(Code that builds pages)
——————

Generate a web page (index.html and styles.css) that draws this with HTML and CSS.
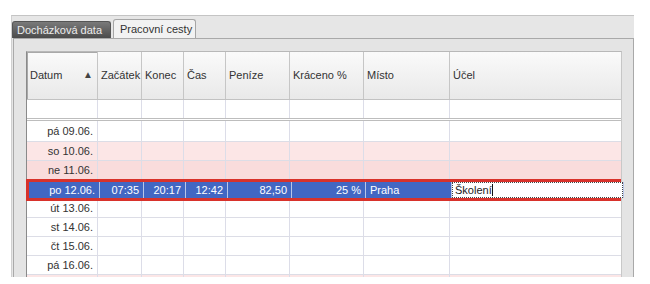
FILE: index.html
```html
<!DOCTYPE html>
<html lang="cs">
<head>
    <meta charset="UTF-8">
    <title>Pracovní cesty</title>
    <link rel="stylesheet" href="styles.css">
</head>
<body>

    <div class="window">
        <!-- Tabs -->
        <div class="tabs">
            <div class="tab">Docházková data</div>
            <div class="tab active">Pracovní cesty</div>
        </div>

        <!-- Panel with grid -->
        <div class="panel">
            <div class="grid">
                <div class="row head">
                    <div class="cell">Datum <span class="sort">▲</span></div>
                    <div class="cell">Začátek</div>
                    <div class="cell">Konec</div>
                    <div class="cell">Čas</div>
                    <div class="cell">Peníze</div>
                    <div class="cell">Kráceno %</div>
                    <div class="cell">Místo</div>
                    <div class="cell">Účel</div>
                </div>
                <div class="row filter">
                    <div class="cell"></div><div class="cell"></div><div class="cell"></div><div class="cell"></div>
                    <div class="cell"></div><div class="cell"></div><div class="cell"></div><div class="cell"></div>
                </div>

                <div class="rows">
                    <div class="row first">
                        <div class="cell num">pá 09.06.</div><div class="cell"></div><div class="cell"></div><div class="cell"></div>
                        <div class="cell"></div><div class="cell"></div><div class="cell"></div><div class="cell"></div>
                    </div>
                    <div class="row sat">
                        <div class="cell num">so 10.06.</div><div class="cell"></div><div class="cell"></div><div class="cell"></div>
                        <div class="cell"></div><div class="cell"></div><div class="cell"></div><div class="cell"></div>
                    </div>
                    <div class="row sun">
                        <div class="cell num">ne 11.06.</div><div class="cell"></div><div class="cell"></div><div class="cell"></div>
                        <div class="cell"></div><div class="cell"></div><div class="cell"></div><div class="cell"></div>
                    </div>
                    <div class="row selected">
                        <div class="cell num">po 12.06.</div>
                        <div class="cell num">07:35</div>
                        <div class="cell num">20:17</div>
                        <div class="cell num">12:42</div>
                        <div class="cell num">82,50</div>
                        <div class="cell num">25 %</div>
                        <div class="cell">Praha</div>
                        <div class="cell edit"><span class="input">Školení<i class="caret"></i></span></div>
                    </div>
                    <div class="row">
                        <div class="cell num">út 13.06.</div><div class="cell"></div><div class="cell"></div><div class="cell"></div>
                        <div class="cell"></div><div class="cell"></div><div class="cell"></div><div class="cell"></div>
                    </div>
                    <div class="row">
                        <div class="cell num">st 14.06.</div><div class="cell"></div><div class="cell"></div><div class="cell"></div>
                        <div class="cell"></div><div class="cell"></div><div class="cell"></div><div class="cell"></div>
                    </div>
                    <div class="row">
                        <div class="cell num">čt 15.06.</div><div class="cell"></div><div class="cell"></div><div class="cell"></div>
                        <div class="cell"></div><div class="cell"></div><div class="cell"></div><div class="cell"></div>
                    </div>
                    <div class="row">
                        <div class="cell num">pá 16.06.</div><div class="cell"></div><div class="cell"></div><div class="cell"></div>
                        <div class="cell"></div><div class="cell"></div><div class="cell"></div><div class="cell"></div>
                    </div>
                    <div class="row sat">
                        <div class="cell num"></div><div class="cell"></div><div class="cell"></div><div class="cell"></div>
                        <div class="cell"></div><div class="cell"></div><div class="cell"></div><div class="cell"></div>
                    </div>
                </div>
            </div>
        </div>
    </div>

</body>
</html>
```

FILE: styles.css
```css
* {
    margin: 0;
    padding: 0;
    box-sizing: border-box;
}

body {
    background: #fff;
    font-family: 'Liberation Sans', Arial, sans-serif;
    font-size: 11px;
    color: #333;
    overflow: hidden;
    height: 284px;
}

.window {
    margin: 15px 0 0 11px;
    width: 623px;
    height: 262px;
    background: #e6e6e6;
    border-top: 1px solid #c4c4c4;
    border-left: 1px solid #d0d0d0;
    display: flex;
    flex-direction: column;
}

/* Tabs */
.tabs {
    display: flex;
    align-items: flex-end;
    gap: 2px;
    height: 22px;
}

.tab {
    height: 17px;
    width: 99px;
    padding-left: 4px;
    line-height: 16px;
    font-size: 11px;
    white-space: nowrap;
    color: #ededed;
    background: linear-gradient(#7a7a7a, #4b4b4b);
    border: 1px solid #555;
    border-bottom: none;
    border-radius: 3px 3px 0 0;
}

.tab.active {
    height: 20px;
    width: 83px;
    padding-left: 6px;
    line-height: 19px;
    color: #333;
    background: #f2f2f2;
    border-color: #a6a6a6;
    margin-bottom: -1px;
}

.panel {
    flex: 1;
    background: #e4e4e4;
    border: 1px solid #a9a9a9;
    border-bottom: none;
    margin-left: 1px;
    padding: 12px 12px 0 12px;
    overflow: hidden;
}

/* Grid */
.grid {
    width: 596px;
    background: #fff;
    border-left: 1px solid #8a8a8a;
    border-top: 1px solid #b8b8b8;
    border-right: 1px solid #c8c8c8;
}

.row {
    display: grid;
    grid-template-columns: 71px 44px 42px 42px 64px 74px 86px 172px;
    height: 19px;
    border-bottom: 1px solid #dcdde6;
}

.cell {
    border-right: 1px solid #dcdde8;
    padding: 0 4px;
    line-height: 18px;
    white-space: nowrap;
    overflow: hidden;
}

.cell:last-child {
    border-right: none;
}

.num {
    text-align: right;
}

.head {
    height: 48px;
    background: linear-gradient(#fafafa, #e9e9e9);
    border-bottom: 1px solid #c2c2c2;
}

.head .cell {
    border-right: 1px solid #c6c6c6;
    line-height: 46px;
    padding: 0 3px;
    display: flex;
    justify-content: space-between;
}

.head .cell:first-child {
    box-shadow: inset 1px 1px 0 #a8a8a8;
}

.sort {
    font-size: 10px;
    color: #444;
    margin-right: 1px;
}

.filter {
    height: 21px;
    border-bottom: 3px double #bdbdbd;
}

.row.first {
    height: 21px;
}

.row.first .cell {
    line-height: 20px;
}

.sat {
    background: #fce6e6;
}

.sun {
    background: #f9dcdc;
}

.selected {
    position: relative;
    z-index: 1;
    height: 22px;
    margin: -1px 0 -2px -1px;
    background: #4267c3;
    color: #fff;
    border: 3px solid #d8322b;
}

.selected .cell {
    border-right: 1px solid #b8c6e8;
    line-height: 16px;
}

.selected .cell.edit {
    padding: 0;
}

.input {
    display: block;
    height: 16px;
    background: #fff;
    color: #222;
    border: 1px dotted #444;
    padding: 0 2px;
    line-height: 14px;
}

.caret {
    display: inline-block;
    width: 1px;
    height: 12px;
    background: #111;
    vertical-align: -2px;
}
```
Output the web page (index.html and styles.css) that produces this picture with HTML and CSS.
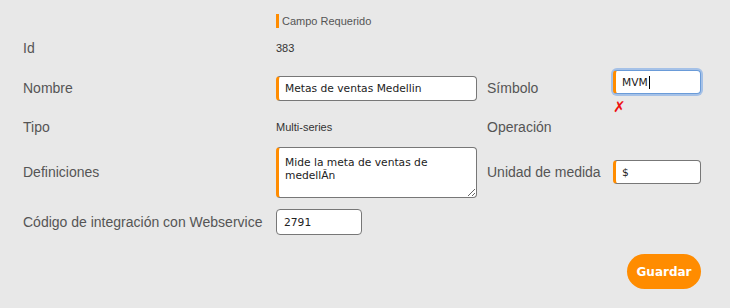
FILE: index.html
```html
<!DOCTYPE html>
<html>
<head>
    <title>Indicador</title>
    <link rel="stylesheet" href="styles.css">
</head>
<body>
    <form class="indicatorForm">
        <div class="formGrid">
            <span></span>
            <span class="requiredNote">Campo Requerido</span>
            <span></span>
            <span></span>

            <label>Id</label>
            <span class="plainValue">383</span>
            <span></span>
            <span></span>

            <label for="nombre">Nombre</label>
            <input type="text" id="nombre" class="field required wide" value="Metas de ventas Medellin">
            <label for="simbolo">Símbolo</label>
            <div class="symbolCell">
                <div class="field required short focused" id="simbolo">MVM<span class="caret"></span></div>
                <span class="fieldError">&#x2717;</span>
            </div>

            <label>Tipo</label>
            <span class="plainValue">Multi-series</span>
            <label>Operación</label>
            <span></span>

            <label for="definiciones">Definiciones</label>
            <textarea id="definiciones" class="field required wide area">Mide la meta de ventas de medellÃn</textarea>
            <label for="unidad">Unidad de medida</label>
            <input type="text" id="unidad" class="field required short" value="$">

            <label for="codigo">Código de integración con Webservice</label>
            <input type="text" id="codigo" class="field code" value="2791">
            <span></span>
            <span></span>
        </div>

        <div class="actions">
            <button type="button">Guardar</button>
        </div>
    </form>
</body>
</html>
```

FILE: styles.css
```css
body {
    font-family: 'Liberation Sans', Arial, sans-serif;
    background-color: #e8e8e8;
    margin: 0;
    padding: 0;
}

.indicatorForm {
    padding: 12px 29px 0 23px;
}

.formGrid {
    display: grid;
    grid-template-columns: 253px 211px 126px 88px;
    grid-template-rows: 18px 36px 44px 34px 56px 44px;
    align-items: center;
}

label {
    color: #555;
    font-size: 14px;
}

.requiredNote {
    font-size: 11px;
    color: #555;
    border-left: 3px solid #ff8c00;
    padding-left: 3px;
    line-height: 14px;
}

.plainValue {
    font-size: 11px;
    color: #333;
}

.field {
    font-family: 'DejaVu Sans', Verdana, sans-serif;
    font-size: 10.7px;
    color: #222;
    background-color: #fff;
    border: 1px solid #777;
    border-radius: 4px;
    box-sizing: border-box;
    height: 25px;
    padding: 0 6px;
    margin: 0;
    outline: none;
}

.field.required {
    border-left: 3px solid #ff8c00;
}

.wide {
    width: 201px;
}

.short {
    width: 88px;
    height: 24px;
}

.code {
    width: 86px;
    height: 26px;
    padding-left: 7px;
}

.area {
    height: 51px;
    padding: 8px 6px 2px;
    resize: both;
    line-height: 13px;
}

.symbolCell {
    align-self: start;
    margin-top: 4px;
}

.focused {
    display: flex;
    align-items: center;
    border-color: #6a9bd8;
    border-left-color: #ff8c00;
    box-shadow: 0 0 0 2px rgba(110, 160, 230, 0.55);
}

.caret {
    display: inline-block;
    width: 1px;
    height: 13px;
    background-color: #000;
    margin-left: 1px;
}

.fieldError {
    display: block;
    color: #ee1111;
    font-family: 'DejaVu Sans', sans-serif;
    font-size: 15px;
    font-weight: bold;
    margin-top: 5px;
    line-height: 16px;
}

.actions {
    display: flex;
    justify-content: flex-end;
    margin-top: 10px;
}

button {
    background-color: #ff8c00;
    color: #fff;
    font-family: 'DejaVu Sans', Verdana, sans-serif;
    font-weight: bold;
    font-size: 12px;
    border: none;
    border-radius: 18px;
    width: 74px;
    height: 35px;
    padding: 0;
    cursor: pointer;
}
```
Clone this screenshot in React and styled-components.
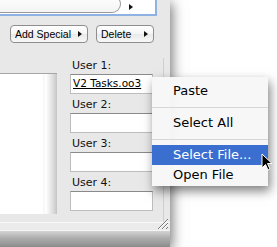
import React from "react";
import styled, { createGlobalStyle } from "styled-components";

const Global = createGlobalStyle`
  html, body { margin: 0; padding: 0; background: #fff; overflow: hidden; }
  body { font-family: "DejaVu Sans", "Liberation Sans", sans-serif; }
`;

const Stage = styled.div`
  position: relative;
  width: 277px;
  height: 247px;
  overflow: hidden;
  background: #fff;
`;

const Window = styled.div`
  width: 170px;
  height: 247px;
  background: #e8e8e8;
  box-shadow: 2px 3px 12px rgba(0, 0, 0, 0.55);
  display: flex;
  flex-direction: column;
  position: relative;
`;

const TopBox = styled.div`
  width: 155px;
  height: 14px;
  background: #fff;
  border-right: 2px solid #8db2e3;
  border-bottom: 2px solid #8db2e3;
  display: flex;
  align-items: flex-end;
`;

const PillField = styled.div`
  width: 121px;
  height: 18px;
  margin-bottom: 1px;
  background: linear-gradient(#fff, #f4f4f4);
  border: 1px solid #9a9a9a;
  border-left: none;
  border-radius: 0 9px 9px 0;
  box-sizing: border-box;
`;

const SmallArrow = styled.span`
  flex: none;
  margin: ${(p) => p.m || "0 0 0 auto"};
  width: 0;
  height: 0;
  border-top: 3px solid transparent;
  border-bottom: 3px solid transparent;
  border-left: 4px solid #111;
`;

const ButtonRow = styled.div`
  display: flex;
  gap: 8px;
  padding: 9px 0 0 10px;
`;

const PopButton = styled.div`
  width: ${(p) => p.w}px;
  height: 18px;
  box-sizing: border-box;
  border: 1px solid #8e8e8e;
  border-radius: 4px;
  background: linear-gradient(#ffffff, #f5f5f5 50%, #e9e9e9 51%, #f8f8f8);
  display: flex;
  align-items: center;
  padding: 0 5px 0 4px;
  font-family: "Liberation Sans", Arial, sans-serif;
  font-size: 10.5px;
  white-space: nowrap;
  color: #000;
`;

const Main = styled.div`
  display: flex;
  margin-top: 15px;
  height: 164px;
`;

const ListPane = styled.div`
  margin-top: 15px;
  height: 140px;
  display: flex;
  border-top: 1px solid #a5a5a5;
`;

const ListBody = styled.div`
  width: 43px;
  background: #fff;
`;

const ScrollTrack = styled.div`
  width: 14px;
  background: linear-gradient(to right, #f4f4f4, #ffffff 20%, #dadada 75%, #c4c4c4);
`;

const FieldColumn = styled.div`
  margin-left: 13px;
  width: 83px;
  display: flex;
  flex-direction: column;
`;

const Group = styled.div`
  height: 39px;
  display: flex;
  flex-direction: column;
`;

const Label = styled.div`
  font-size: 11px;
  line-height: 16px;
  height: 16px;
  padding-left: 2px;
  color: #111;
`;

const Field = styled.div`
  height: 20px;
  box-sizing: border-box;
  background: #fff;
  border: 1px solid #bdbdbd;
  border-top-color: #8a8a8a;
  font-size: 10.5px;
  line-height: 17px;
  padding-left: 2px;
  color: #000;
  text-decoration: ${(p) => (p.link ? "underline" : "none")};
  white-space: nowrap;
  overflow: hidden;
`;

const SideRail = styled.div`
  margin-left: 10px;
  width: 1px;
  background: #cfcfcf;
`;

const Footer = styled.div`
  flex: 1;
  border-top: 1px solid #f8f8f8;
  background: #ebebeb;
`;

const BottomBar = styled.div`
  height: 16px;
  background: linear-gradient(#d4d4d4, #b0b0b0 40%, #8c8c8c);
  border-top: 1px solid #f4f4f4;
`;

const Grip = styled.svg`
  position: absolute;
  left: 157px;
  top: 217px;
`;

const Menu = styled.div`
  position: absolute;
  left: 152px;
  top: 77px;
  width: 116px;
  padding: 4px 0 1px;
  background: rgba(247, 247, 247, 0.97);
  box-shadow: 2px 5px 10px rgba(0, 0, 0, 0.5);
  font-size: 13px;
  color: #000;
`;

const Item = styled.div`
  height: 20px;
  line-height: 20px;
  padding-left: 21px;
  background: ${(p) => (p.active ? "#3a6fd0" : "transparent")};
  color: ${(p) => (p.active ? "#fff" : "#000")};
`;

const Separator = styled.div`
  height: 12px;
  display: flex;
  align-items: center;
  &::after {
    content: "";
    flex: 1;
    height: 1px;
    background: #d6d6d6;
  }
`;

const Cursor = styled.svg`
  position: absolute;
  left: 261px;
  top: 153px;
`;

const users = ["V2 Tasks.oo3", "", "", ""];

export default function App() {
  return (
    <Stage>
      <Global />
      <Window>
        <TopBox>
          <PillField />
          <SmallArrow m="0 0 4px 8px" />
        </TopBox>
        <ButtonRow>
          <PopButton w={78}>
            <span>Add Special</span>
            <SmallArrow />
          </PopButton>
          <PopButton w={58}>
            <span>Delete</span>
            <SmallArrow />
          </PopButton>
        </ButtonRow>
        <Main>
          <ListPane>
            <ListBody />
            <ScrollTrack />
          </ListPane>
          <FieldColumn>
            {users.map((v, i) => (
              <Group key={i}>
                <Label>User {i + 1}:</Label>
                <Field link={!!v}>{v}</Field>
              </Group>
            ))}
          </FieldColumn>
          <SideRail />
        </Main>
        <Footer />
        <BottomBar />
        <Grip width="12" height="13" viewBox="0 0 12 13">
          <path d="M11 2 L1 12 M11 6 L5 12 M11 10 L9 12" stroke="#777" strokeWidth="1" fill="none" />
          <path d="M11 3 L2 12 M11 7 L6 12" stroke="#fff" strokeWidth="1" fill="none" />
        </Grip>
      </Window>
      <Menu>
        <Item>Paste</Item>
        <Separator />
        <Item>Select All</Item>
        <Separator />
        <Item active>Select File...</Item>
        <Item>Open File</Item>
      </Menu>
      <Cursor width="12" height="19" viewBox="0 0 12 19">
        <path d="M1 1 L1 15 L4.5 11.5 L7 17 L9 16 L6.5 10.5 L11 10.5 Z" fill="#000" stroke="#fff" strokeWidth="1" />
      </Cursor>
    </Stage>
  );
}
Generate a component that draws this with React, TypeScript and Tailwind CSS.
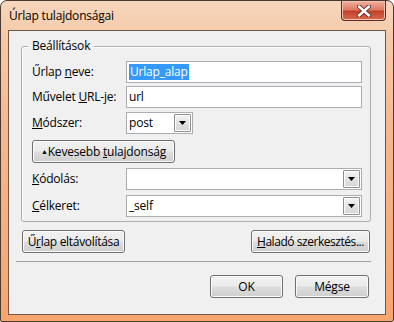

——————

Copy out each line of the data containing the string "index".

* **Result**:
Generate a web page (index.html and styles.css) that draws this with HTML and CSS.
FILE: index.html
    z-index: 1;
Output the web page (index.html and styles.css) that produces this picture with HTML and CSS.
FILE: index.html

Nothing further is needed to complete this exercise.